● **Exercise**:
Within the listing below, locate all lines containing the word "styles". Copy each one.

● **Data provided**:
*-*-*
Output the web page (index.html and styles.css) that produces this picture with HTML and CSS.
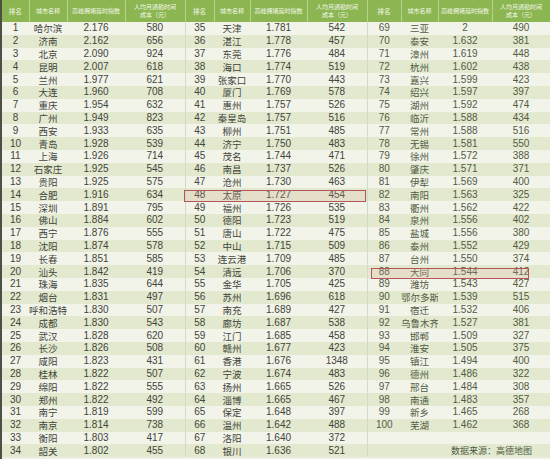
FILE: index.html
```html
<!DOCTYPE html>
<html lang="zh">
<head>
<meta charset="utf-8">
<link rel="stylesheet" href="styles.css">
</head>
<body>
<div class="sheet">
<table class="rank">
<colgroup>
<col class="c-r1"><col class="c-n1"><col class="c-i1"><col class="c-m1">
<col class="c-r2"><col class="c-n2"><col class="c-i2"><col class="c-m2">
<col class="c-r3"><col class="c-n3"><col class="c-i3"><col class="c-m3">
</colgroup>
<thead>
<tr>
<th>排名</th><th>城市名称</th><th>高峰拥堵延时指数</th><th class="two">人均月通勤时间<br>成本（元）</th>
<th>排名</th><th>城市名称</th><th>高峰拥堵延时指数</th><th class="two">人均月通勤时间<br>成本（元）</th>
<th>排名</th><th>城市名称</th><th>高峰拥堵延时指数</th><th class="two">人均月通勤时间<br>成本（元）</th>
</tr>
</thead>
<tbody>
<tr><td>1</td><td>哈尔滨</td><td>2.176</td><td>580</td><td>35</td><td>天津</td><td>1.781</td><td>542</td><td>69</td><td>三亚</td><td>2</td><td>490</td></tr>
<tr><td>2</td><td>济南</td><td>2.162</td><td>656</td><td>36</td><td>湛江</td><td>1.778</td><td>457</td><td>70</td><td>泰安</td><td>1.632</td><td>381</td></tr>
<tr><td>3</td><td>北京</td><td>2.090</td><td>924</td><td>37</td><td>东莞</td><td>1.776</td><td>484</td><td>71</td><td>漳州</td><td>1.619</td><td>448</td></tr>
<tr><td>4</td><td>昆明</td><td>2.007</td><td>618</td><td>38</td><td>海口</td><td>1.774</td><td>519</td><td>72</td><td>杭州</td><td>1.602</td><td>438</td></tr>
<tr><td>5</td><td>兰州</td><td>1.977</td><td>621</td><td>39</td><td>张家口</td><td>1.770</td><td>443</td><td>73</td><td>嘉兴</td><td>1.599</td><td>423</td></tr>
<tr><td>6</td><td>大连</td><td>1.960</td><td>708</td><td>40</td><td>厦门</td><td>1.769</td><td>578</td><td>74</td><td>绍兴</td><td>1.597</td><td>397</td></tr>
<tr><td>7</td><td>重庆</td><td>1.954</td><td>632</td><td>41</td><td>惠州</td><td>1.757</td><td>526</td><td>75</td><td>湖州</td><td>1.592</td><td>474</td></tr>
<tr><td>8</td><td>广州</td><td>1.949</td><td>823</td><td>42</td><td>秦皇岛</td><td>1.757</td><td>516</td><td>76</td><td>临沂</td><td>1.588</td><td>434</td></tr>
<tr><td>9</td><td>西安</td><td>1.933</td><td>635</td><td>43</td><td>柳州</td><td>1.751</td><td>485</td><td>77</td><td>常州</td><td>1.588</td><td>516</td></tr>
<tr><td>10</td><td>青岛</td><td>1.928</td><td>539</td><td>44</td><td>济宁</td><td>1.750</td><td>483</td><td>78</td><td>无锡</td><td>1.581</td><td>550</td></tr>
<tr><td>11</td><td>上海</td><td>1.926</td><td>714</td><td>45</td><td>茂名</td><td>1.744</td><td>471</td><td>79</td><td>徐州</td><td>1.572</td><td>388</td></tr>
<tr><td>12</td><td>石家庄</td><td>1.925</td><td>545</td><td>46</td><td>南昌</td><td>1.737</td><td>526</td><td>80</td><td>肇庆</td><td>1.571</td><td>371</td></tr>
<tr><td>13</td><td>贵阳</td><td>1.925</td><td>575</td><td>47</td><td>沧州</td><td>1.730</td><td>463</td><td>81</td><td>伊犁</td><td>1.569</td><td>400</td></tr>
<tr><td>14</td><td>合肥</td><td>1.916</td><td>634</td><td>48</td><td>太原</td><td>1.727</td><td>454</td><td>82</td><td>南阳</td><td>1.563</td><td>325</td></tr>
<tr><td>15</td><td>深圳</td><td>1.891</td><td>795</td><td>49</td><td>福州</td><td>1.726</td><td>535</td><td>83</td><td>衢州</td><td>1.562</td><td>422</td></tr>
<tr><td>16</td><td>佛山</td><td>1.884</td><td>602</td><td>50</td><td>德阳</td><td>1.723</td><td>519</td><td>84</td><td>泉州</td><td>1.556</td><td>402</td></tr>
<tr><td>17</td><td>西宁</td><td>1.876</td><td>555</td><td>51</td><td>唐山</td><td>1.722</td><td>475</td><td>85</td><td>盐城</td><td>1.556</td><td>380</td></tr>
<tr><td>18</td><td>沈阳</td><td>1.874</td><td>578</td><td>52</td><td>中山</td><td>1.715</td><td>509</td><td>86</td><td>泰州</td><td>1.552</td><td>429</td></tr>
<tr><td>19</td><td>长春</td><td>1.851</td><td>585</td><td>53</td><td>连云港</td><td>1.709</td><td>485</td><td>87</td><td>台州</td><td>1.550</td><td>374</td></tr>
<tr><td>20</td><td>汕头</td><td>1.842</td><td>419</td><td>54</td><td>清远</td><td>1.706</td><td>370</td><td>88</td><td>大同</td><td>1.544</td><td>412</td></tr>
<tr><td>21</td><td>珠海</td><td>1.835</td><td>644</td><td>55</td><td>金华</td><td>1.705</td><td>425</td><td>89</td><td>潍坊</td><td>1.543</td><td>427</td></tr>
<tr><td>22</td><td>烟台</td><td>1.831</td><td>497</td><td>56</td><td>苏州</td><td>1.696</td><td>618</td><td>90</td><td>鄂尔多斯</td><td>1.539</td><td>515</td></tr>
<tr><td>23</td><td>呼和浩特</td><td>1.830</td><td>507</td><td>57</td><td>南充</td><td>1.689</td><td>427</td><td>91</td><td>宿迁</td><td>1.532</td><td>406</td></tr>
<tr><td>24</td><td>成都</td><td>1.830</td><td>543</td><td>58</td><td>廊坊</td><td>1.687</td><td>538</td><td>92</td><td>乌鲁木齐</td><td>1.527</td><td>381</td></tr>
<tr><td>25</td><td>武汉</td><td>1.828</td><td>620</td><td>59</td><td>江门</td><td>1.685</td><td>458</td><td>93</td><td>邯郸</td><td>1.509</td><td>327</td></tr>
<tr><td>26</td><td>长沙</td><td>1.826</td><td>508</td><td>60</td><td>赣州</td><td>1.677</td><td>423</td><td>94</td><td>淮安</td><td>1.505</td><td>375</td></tr>
<tr><td>27</td><td>咸阳</td><td>1.823</td><td>431</td><td>61</td><td>香港</td><td>1.676</td><td>1348</td><td>95</td><td>镇江</td><td>1.494</td><td>400</td></tr>
<tr><td>28</td><td>桂林</td><td>1.822</td><td>507</td><td>62</td><td>宁波</td><td>1.674</td><td>483</td><td>96</td><td>德州</td><td>1.486</td><td>322</td></tr>
<tr><td>29</td><td>绵阳</td><td>1.822</td><td>555</td><td>63</td><td>扬州</td><td>1.665</td><td>526</td><td>97</td><td>邢台</td><td>1.484</td><td>308</td></tr>
<tr><td>30</td><td>郑州</td><td>1.822</td><td>492</td><td>64</td><td>淄博</td><td>1.665</td><td>467</td><td>98</td><td>南通</td><td>1.483</td><td>357</td></tr>
<tr><td>31</td><td>南宁</td><td>1.819</td><td>599</td><td>65</td><td>保定</td><td>1.648</td><td>397</td><td>99</td><td>新乡</td><td>1.465</td><td>268</td></tr>
<tr><td>32</td><td>南京</td><td>1.814</td><td>738</td><td>66</td><td>温州</td><td>1.642</td><td>488</td><td>100</td><td>芜湖</td><td>1.462</td><td>368</td></tr>
<tr><td>33</td><td>衡阳</td><td>1.803</td><td>417</td><td>67</td><td>洛阳</td><td>1.640</td><td>372</td><td></td><td></td><td></td><td></td></tr>
<tr><td>34</td><td>韶关</td><td>1.802</td><td>455</td><td>68</td><td>银川</td><td>1.636</td><td>521</td><td></td><td colspan="3" class="source">数据来源：高德地图</td></tr>
</tbody>
</table>
<div class="mark mark-48"></div>
<div class="mark mark-88"></div>
</div>
</body>
</html>
```

FILE: styles.css
```css
html, body {
  margin: 0;
  padding: 0;
  background: #eef0e4;
}
.sheet {
  position: relative;
  width: 550px;
  height: 459px;
  overflow: hidden;
  border-left: 2px solid #4e5048;
  box-sizing: border-box;
}
.rank {
  width: 548px;
  border-collapse: collapse;
  table-layout: fixed;
  font-family: "Liberation Sans", "Noto Sans CJK SC", sans-serif;
  color: #41453a;
}
.c-r1 { width: 27px; }
.c-n1 { width: 38px; }
.c-i1 { width: 58px; }
.c-m1 { width: 60px; }
.c-r2 { width: 29px; }
.c-n2 { width: 36px; }
.c-i2 { width: 57px; }
.c-m2 { width: 60px; }
.c-r3 { width: 34px; }
.c-n3 { width: 37px; }
.c-i3 { width: 54px; }
.c-m3 { width: 58px; }
.rank th {
  height: 22px;
  padding: 0;
  background: #8cb652;
  color: #f4f8ea;
  font-weight: normal;
  font-size: 6px;
  line-height: 8px;
  text-align: center;
  border-right: 1px solid #b7d28c;
  font-family: "Noto Sans CJK SC", sans-serif;
}
.rank th:nth-child(4n+1) { font-size: 6.5px; }
.rank td {
  height: 12.8px;
  padding: 0;
  font-size: 10px;
  line-height: 12px;
  text-align: center;
  white-space: nowrap;
  overflow: hidden;
}
.rank td:nth-child(2),
.rank td:nth-child(6),
.rank td:nth-child(10) {
  font-family: "Noto Sans CJK SC", sans-serif;
  font-size: 9.5px;
}
.rank td:nth-child(4),
.rank td:nth-child(8) {
  border-right: 1px solid #d3dcbc;
}
.rank td:nth-child(n+9) {
  color: #515c45;
}
.rank tbody tr:nth-child(odd) { background: #f2f3e9; }
.rank tbody tr:nth-child(even) { background: #e3e9cf; }
.rank td.source {
  text-align: right;
  padding-right: 18px;
  font-family: "Noto Sans CJK SC", sans-serif;
  font-size: 9px;
  color: #4e5a42;
}
.mark {
  position: absolute;
  border: 1px solid #b5545a;
  background: rgba(240, 170, 170, 0.18);
  box-sizing: border-box;
}
.mark-48 {
  left: 182px;
  top: 190px;
  width: 182px;
  height: 12px;
}
.mark-88 {
  left: 369px;
  top: 268px;
  width: 158px;
  height: 11px;
}
```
*-*-*
● **Correct result**:
Output the web page (index.html and styles.css) that produces this picture with HTML and CSS.
<link rel="stylesheet" href="styles.css">
FILE: styles.css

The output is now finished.